Latitudinal biodiversity
Raw diversity—In order to assess how biodiversity changed with latitude in the Morrison Formation, two measures were used. The first measure was diversity, which herein equates to generic richness. Generic occurrence data (available in this data package in the spreadsheet “Genera_with_latitude.xlsx”) were binned per degree of latitude and the number of distinct genera in each latitudinal bin was summed. This was carried out for the total dataset and for data within each system tract. The second measure was abundance. An occurrence in the PBDB is the presence of a taxon within a collection; however, for some collections, there were multiple occurrences of the same taxon, and that is signified in the PBDB using abundance data. Abundance was calculated for each collection based on the “abund_value” column in the PBDB data. Where no abundance was specified for an occurrence, the abundance was assumed to be equal to one. Not all abundances are equal: a single abundance datapoint might indicate a single, more-or-less complete articulated sauropod skeleton or might refer to a single isolated fish scale. Microsites and bone beds are therefore heavily over-represented in the abundance data, while sites with articulated skeletons may be under-represented. Abundance data was binned per degree of latitude. This data is available in the spreadsheet “corrected abundance with latitude.xlsx” in this data package.
In order to assess whether the raw diversity patterns observed were influenced by sampling bias, the number of collections per degree of latitude was calculated from the PBDB occurrence data. This data is available in the spreadsheet “Collections_with_latitude.xlsx” in this data package. Diversity, abundance, and collections were plotted against latitude in R, and correlations between the curves were investigated using Spearman’s Rho, Kendall’s Tau, and generalized least squares regression using a first-order autoregressive model (corARMA). The latter was carried out because it reduces the chances of overestimating the statistical significance of regression lines due to serial correlation in the latitudinal series. Data was naturally log-transformed prior to GLS regression, which was carried out using the gls() function in the R package nlme (Pinheiro et al., 2018). Code for these analyses is available in this data package as “diversity_analysis_code.R”.

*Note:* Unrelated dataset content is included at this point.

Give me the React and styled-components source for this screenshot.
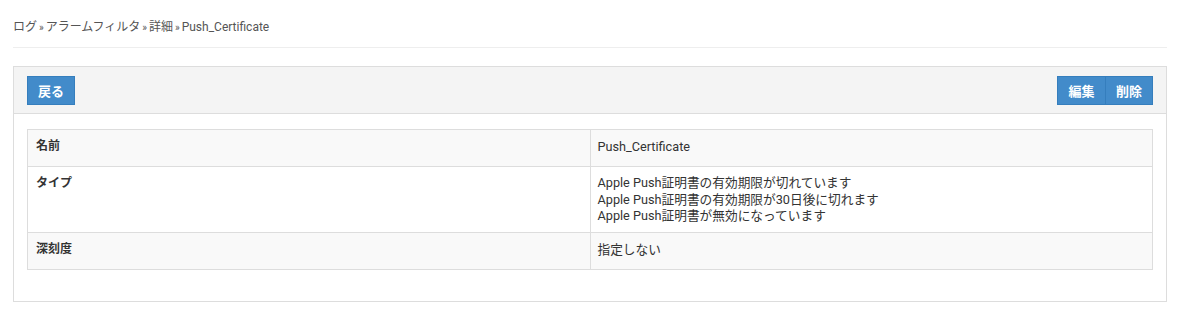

Subsampled diversity—In order to account for the strong degree of sampling bias observed in the data (see Results), shareholder quorum sub-sampling (SQS; Alroy 2010) was carried out on the whole dataset using the ‘estimateD’ command and a confidence interval of 0.95 in the R package iNEXT (Hsieh et al. 2016). The analysis was carried out in R ver. 4.0.4 (R Core Team, 2021) and the code is available in this data package, “iNext_code.R”. Cleansed generic occurrence data from the PBDB was used, and abundances of specific taxa were calculated for each degree of latitude. Investigation of the corrected abundance data (see above) indicated that it was overwhelmed with occurrences from two sites: specimens of Diplodocus from the Mother’s Day Quarry in southern Montana (1483 specimens recorded), and specimens of Allosaurus from the Dry Mesa Quarry of Utah (200 specimens recorded). These quarries are bone beds and the abundance values most likely relate to the number of individual bones found, rather than the number of individuals that were actually present. Using these abundance data when sample-standardizing is therefore problematic, and consequently, it was not used. To investigate whether latitudinal bins with very low sample sizes and a limited number of generic occurrences were impacting the results of the analysis, the latitudinal data were examined and latitudinal bins with fewer than 10 occurrences were removed. The analysis was re-run. SQS was carried out at quorum levels from 0.7 to 0.3. Sub-sampled diversity analyses were also attempted for each system tract, but there was too little data to provide meaningful results.
Temporal diversity
Raw diversity—In order to assess how diversity changed through time in the Morrison Formation, diversity (=generic richness) and abundance were again used. Cleansed occurrences and abundance data from the PBDB were binned by systems tract; those for which no systems tract data was known were discarded. Diversity and abundance were plotted against systems tract in R.
Subsampled diversity—To account for different levels of sampling in different systems tracts, shareholder quorum subsampling was carried out on cleansed occurrence data for each systems tract, following the method used for latitudinal diversity. SQS was carried out with quorum levels from 0.7 to 0.3.
Collector curves
In order to assess how well sampled the B4 and C6 systems tracts were relative to each other (see Discussion), collector curves, showing the cumulative number of unique collections and the cumulative number of new taxa identified per year for the B4 and C6 systems tracts were built using the year the occurrence was published, which was provided in the PBDB download. The data is contained in the spreadsheet “Collector_curve_data.xlsx” and the code is provided as “collector_curve_code” in this data package.